Limitations to consider

  • The gap between 'what my child does' and 'what school first-graders do' can trigger doubt, even when your child is thriving
  • Without grade-level standards as a guide, it's harder to know if you're missing something important
  • Explaining your eclectic approach to assessors or reviewers (if required by your state) can be awkward
  • Your child may start wanting to 'do school like their friends,' requiring thoughtful conversation about different approaches

Frequently asked questions

How do I know if my six-year-old is 'on track'?

On track for what? If you mean 'on track for thriving in life,' look at the whole child: Are they curious? Can they play well with others?
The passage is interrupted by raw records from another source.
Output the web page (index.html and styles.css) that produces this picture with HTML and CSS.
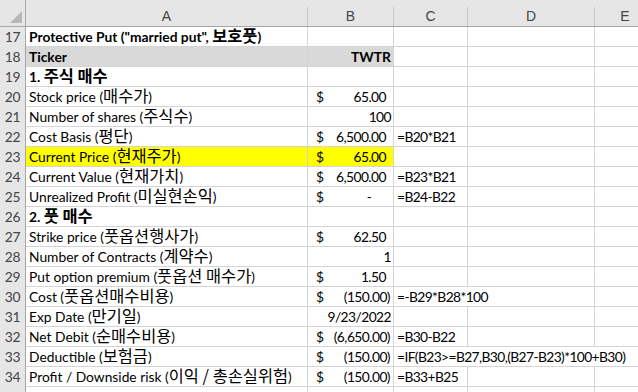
FILE: index.html
```html
<!DOCTYPE html>
<html>
<head>
<meta charset="utf-8">
<link rel="stylesheet" href="styles.css">
</head>
<body>
<div class="sheet">
  <div class="row hdr">
    <div class="corner"><svg width="26" height="26" viewBox="0 0 26 26"><polygon points="22,11 22,23 10,23" fill="#b7b7b7"/></svg></div>
    <div class="ch">A</div><div class="ch">B</div><div class="ch">C</div><div class="ch">D</div><div class="ch last">E</div>
  </div>

  <div class="row"><div class="rh">17</div><div class="c b">Protective Put ("married put", <span class="k">보호풋</span>)</div><div class="c"></div><div class="c"></div><div class="c"></div><div class="c"></div></div>
  <div class="row"><div class="rh">18</div><div class="c b gray">Ticker</div><div class="c b gray r">TWTR</div><div class="c"></div><div class="c"></div><div class="c"></div></div>
  <div class="row"><div class="rh">19</div><div class="c b">1. <span class="k">주식 매수</span></div><div class="c"></div><div class="c"></div><div class="c"></div><div class="c"></div></div>
  <div class="row"><div class="rh">20</div><div class="c">Stock price (<span class="k">매수가</span>)</div><div class="c acc"><span>$</span><span class="num pos">65.00</span></div><div class="c"></div><div class="c"></div><div class="c"></div></div>
  <div class="row"><div class="rh">21</div><div class="c">Number of shares (<span class="k">주식수</span>)</div><div class="c r num">100</div><div class="c"></div><div class="c"></div><div class="c"></div></div>
  <div class="row"><div class="rh">22</div><div class="c">Cost Basis (<span class="k">평단</span>)</div><div class="c acc"><span>$</span><span class="num pos">6,500.00</span></div><div class="c f">=B20*B21</div><div class="c"></div><div class="c"></div></div>
  <div class="row"><div class="rh">23</div><div class="c yel">Current Price (<span class="k">현재주가</span>)</div><div class="c acc yel"><span>$</span><span class="num pos">65.00</span></div><div class="c"></div><div class="c"></div><div class="c"></div></div>
  <div class="row"><div class="rh">24</div><div class="c">Current Value (<span class="k">현재가치</span>)</div><div class="c acc"><span>$</span><span class="num pos">6,500.00</span></div><div class="c f">=B23*B21</div><div class="c"></div><div class="c"></div></div>
  <div class="row"><div class="rh">25</div><div class="c">Unrealized Profit (<span class="k">미실현손익</span>)</div><div class="c acc"><span>$</span><span class="zero">-</span></div><div class="c f">=B24-B22</div><div class="c"></div><div class="c"></div></div>
  <div class="row"><div class="rh">26</div><div class="c b">2. <span class="k">풋 매수</span></div><div class="c"></div><div class="c"></div><div class="c"></div><div class="c"></div></div>
  <div class="row"><div class="rh">27</div><div class="c">Strike price (<span class="k">풋옵션행사가</span>)</div><div class="c acc"><span>$</span><span class="num pos">62.50</span></div><div class="c"></div><div class="c"></div><div class="c"></div></div>
  <div class="row"><div class="rh">28</div><div class="c">Number of Contracts (<span class="k">계약수</span>)</div><div class="c r num">1</div><div class="c"></div><div class="c"></div><div class="c"></div></div>
  <div class="row"><div class="rh">29</div><div class="c">Put option premium (<span class="k">풋옵션 매수가</span>)</div><div class="c acc"><span>$</span><span class="num pos">1.50</span></div><div class="c"></div><div class="c"></div><div class="c"></div></div>
  <div class="row"><div class="rh">30</div><div class="c">Cost (<span class="k">풋옵션매수비용</span>)</div><div class="c acc"><span>$</span><span class="num neg">(150.00)</span></div><div class="c f span2">=-B29*B28*100</div><div class="c"></div></div>
  <div class="row"><div class="rh">31</div><div class="c">Exp Date (<span class="k">만기일</span>)</div><div class="c r num">9/23/2022</div><div class="c"></div><div class="c"></div><div class="c"></div></div>
  <div class="row"><div class="rh">32</div><div class="c">Net Debit (<span class="k">순매수비용</span>)</div><div class="c acc"><span>$</span><span class="num neg">(6,650.00)</span></div><div class="c f">=B30-B22</div><div class="c"></div><div class="c"></div></div>
  <div class="row"><div class="rh">33</div><div class="c">Deductible (<span class="k">보험금</span>)</div><div class="c acc"><span>$</span><span class="num neg">(150.00)</span></div><div class="c f span3">=IF(B23&gt;=B27,B30,(B27-B23)*100+B30)</div></div>
  <div class="row"><div class="rh">34</div><div class="c">Profit / Downside risk (<span class="k">이익 / 총손실위험</span>)</div><div class="c acc"><span>$</span><span class="num neg">(150.00)</span></div><div class="c f">=B33+B25</div><div class="c"></div><div class="c"></div></div>
  <div class="row"><div class="rh"></div><div class="c"></div><div class="c"></div><div class="c"></div><div class="c"></div><div class="c"></div></div>
</div>
</body>
</html>
```
FILE: styles.css
```css
* { box-sizing: border-box; }
html, body { margin: 0; padding: 0; background: #fff; }
body { width: 638px; height: 392px; overflow: hidden; }
.sheet {
  font-family: Lato, "Noto Sans CJK KR", sans-serif;
  font-size: 13.8px;
  color: #000;
}
.row {
  display: grid;
  grid-template-columns: 26px 282px 86px 74px 127px 60px;
  height: 20px;
}
.row.hdr {
  height: 27px;
  background: #e6e6e6;
  border-bottom: 1px solid #a6a6a6;
}
.corner { height: 26px; border-right: 1px solid #a6a6a6; }
.corner svg { display: block; }
.ch {
  margin-top: 7px;
  height: 19px;
  border-right: 1px solid #c8c8c8;
  text-align: center;
  line-height: 19px;
  color: #444;
  font-family: "Liberation Sans", Arial, sans-serif;
  font-size: 14px;
}
.ch.last { border-right: none; }
.rh {
  background: #e6e6e6;
  border-right: 1px solid #a6a6a6;
  border-bottom: 1px solid #c8c8c8;
  text-align: center;
  line-height: 20px;
  color: #444;
  letter-spacing: -0.3px;
}
.c {
  border-right: 1px solid #d4d4d4;
  border-bottom: 1px solid #d4d4d4;
  padding: 0 3px;
  line-height: 20px;
  height: 20px;
  white-space: nowrap;
}
.k {
  font-family: "Noto Sans CJK KR", sans-serif;
  font-size: 16.4px;
  line-height: 16px;
}
.b { font-weight: bold; }
.r { text-align: right; padding-right: 2px; }
.num { letter-spacing: -0.55px; }
.gray { background: #d9d9d9; }
.yel { background: #ffff00; }
.acc { display: flex; justify-content: space-between; padding-left: 8px; padding-right: 2px; }
.acc .pos { padding-right: 5px; }
.acc .zero { padding-right: 19px; }
.acc .neg { padding-right: 1px; }
.f { padding-left: 3px; letter-spacing: -0.6px; }
.span2 { grid-column: span 2; }
.span3 { grid-column: span 3; }
```
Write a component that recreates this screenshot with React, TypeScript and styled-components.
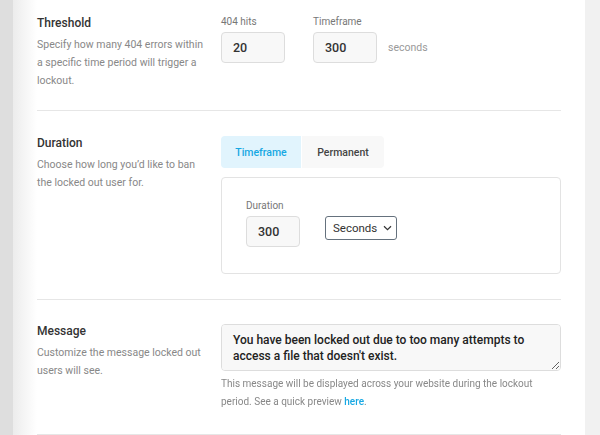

Do they solve problems? Are they growing in independence? If you mean 'on track compared to school benchmarks,' remember those benchmarks are averages with wide ranges. A six-year-old who isn't reading yet but understands stories, loves being read to, and recognizes some letters is progressing normally.

Should I use grade-level expectations as a guide even if I don't follow them exactly?

It can be helpful to glance at standards as a general map, but don't let them drive your decisions. Some eclectic parents review grade-level expectations once a year to make sure they haven't accidentally overlooked an entire subject area (like geography or basic science). That's different from trying to check every box on a state standards list.

How do I choose between all the curriculum options for each subject?

Start with one subject where you feel least confident and choose a single spine for that. You don't have to decide everything at once. Many eclectic parents use a math program, a phonics program, and nothing else formal — filling in the rest with living books, nature study, art, and play. Add complexity only as needed, not preemptively.